EDGE_TEAR_COUNT Number of edge tears which are deeper than 1/10 of an inch.
BASS_TEAR_COUNT Number of tears on the bass register side of the roll.
TREBLE_TEAR_COUNT Number of tears on the treble register side of the roll.
DUST_SCORE Count of dust particles in hard margin regions in units of parts per million.
DUST_SCORE_BASS Dust particle count in bass register margin.
DUST_SCORE_TREBLE Dust particle count in bass register margin.
SHIFTS Number of automatically detected operator shifts greater than 1/100th of an inch over 1/3 of an inch.
HOLE_SEPARATION Distance between muiscal hole centers (i.e., the tracker bar hole spacings).
HOLE_OFFSET The offset of the tracker bar spacing pattern with respect to the first column of the image.
TRACKER_HOLES The (esitmated) number of tracker bar holes that reads this roll.
SOFTWARE_DATE The compiling date for the software that generates this file.
ANALYSIS_DATE The date that the analysis was done.
ANALYSIS_TIME The duration of the analysis phase of the software (excluding loading of the image data or writing the analysis overlay onto the image).
COLOR_CHANNEL The color channel used to generate this analysis data.
CHANNEL_MD5 The MD5 checksum of the color channel pixels used in this analysis.
BRIDGE_FACTOR Aspect ratio merging distance for adjacent holes.
MANUAL_EDITS Set this field to "yes" if any manual edits are made to this file.

Hole list

Then comes a list of the identified musical holes on the paper, both regular notes and expression holes. The holes are sorted in time (in other words by row in the image) from the top of the image to the bottom. Here is the information recorded for each hole:

Parameter Description
ORIGIN_ROW The pixel row of the leading edge of the bounding box around the hole.
ORIGIN_COL The pixel column of the leading edge of the bounding box around the hole, bass side.
WIDTH_ROW The pixel length of the bounding box around the hole.
WIDTH_COL The pixel column of the leading edge of the hole, bass side.
CENTROID_ROW The center of mass row of the hole.
CENTROID_COL The center of mass column of the hole.
AREA The area of the hole (in pixels).
PERIMETER The perimeter of the hole (in pixels).
CIRCULARITY The circularity of the hole (1 = circular, 0 = very uncircular).
MAJOR_AXIS The major axis of the hole in degrees (0 = vertically aligned with roll).
HPIXCOR Horizontal (column) pixel correction: shift to straighten hole columns on paper. If the leading and trailing edges of musical holes do not have the same correction value, then the following two parameters are given instead by the following two parameters.
HPIXCOR_LEAD Horizontal pixel correction of the hole's leading edge.
HPIXCOR_TRAIL Horizontal pixel correction of the hole's trailing edge.

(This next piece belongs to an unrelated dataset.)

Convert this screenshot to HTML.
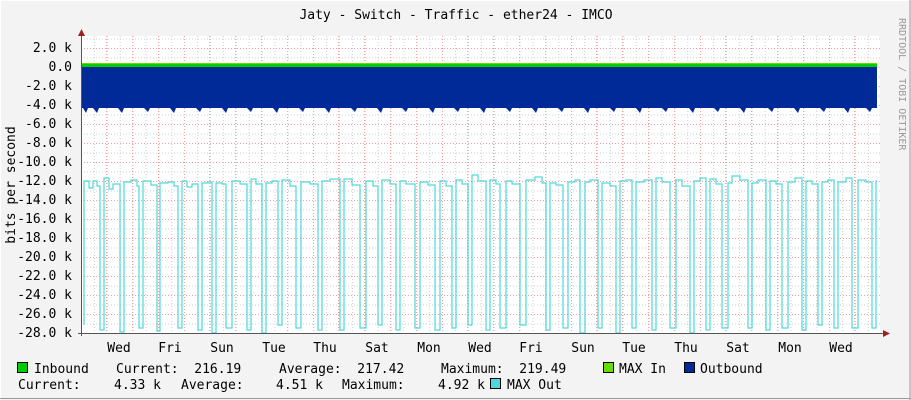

Then comes a list of the "bad" holes which were excluded from the good hole list given above. Sometimes bad holes prevent a re-attack of a sustained note, but otherwise "bad" holes are usually suppressed in the conversion to MIDI data. This will remove unwanted notes, but sometimes will also remove desired notes. Manual post-processing of the analysis would be required to examine "bad" holes for a more accurate final result.

Drift analysis

Next comes a list of the tears along the edges of the roll. The information extracted from each tear:

Parameter Description
ID Unique tear ID (enumeration of the tear along the left (bass) and right (treble) sides of the roll.
ORIGIN_ROW The starting row of the tear.
ORIGIN_COL The starting column of the tear.
WIDTH_ROW The maximum height of the tear.
WIDTH_COL The maximum width of the tear.
AREA The measured aread of the tear (actual not bounding box area).

Then comes a table of the left/right drift of the roll along its length in the scan. This information is used to straighten out the image coordinates when extracting holes, and the same information can be used to straighten the original visual image, if desired. The information consists of a table with two columns. The first column is the starting row in the image for the offset given in the second column. Each entry in the table updates the drift when it changes by more than 1/10th of a pixel.

MIDI files

Next comes two MIDI files. The first is one that removes bridging to group multiple holes into single notes. The second one contains individual MIDI notes for each musical hole on the image (preserving bridging).

Hole histograms

The last section analyzes the vertical positions of musical holes before and after drift analysis has been done, as well as the final vertical position assignment after the Fourier Transform analysis has been done.

markholes

The markholes tool is similar to tiff2holes, but will add graphical markup of the analysis to a copy of the image file given as a second argument.

straighten

The straighten tool extract the drift analysis from the output of tiff2holes or markholes and applies a reverse of the drift analysis to the original image to straighten the paper and align the musical holes vertically. The command-line use of the straighten tool is:

straighten analysis.txt input.tiff output.tiff

Where analysis.txt is the output textual analysis report from tiff2holes, input.tiff is the original image that generated the report, and output.tiff is the filename for the straightened image.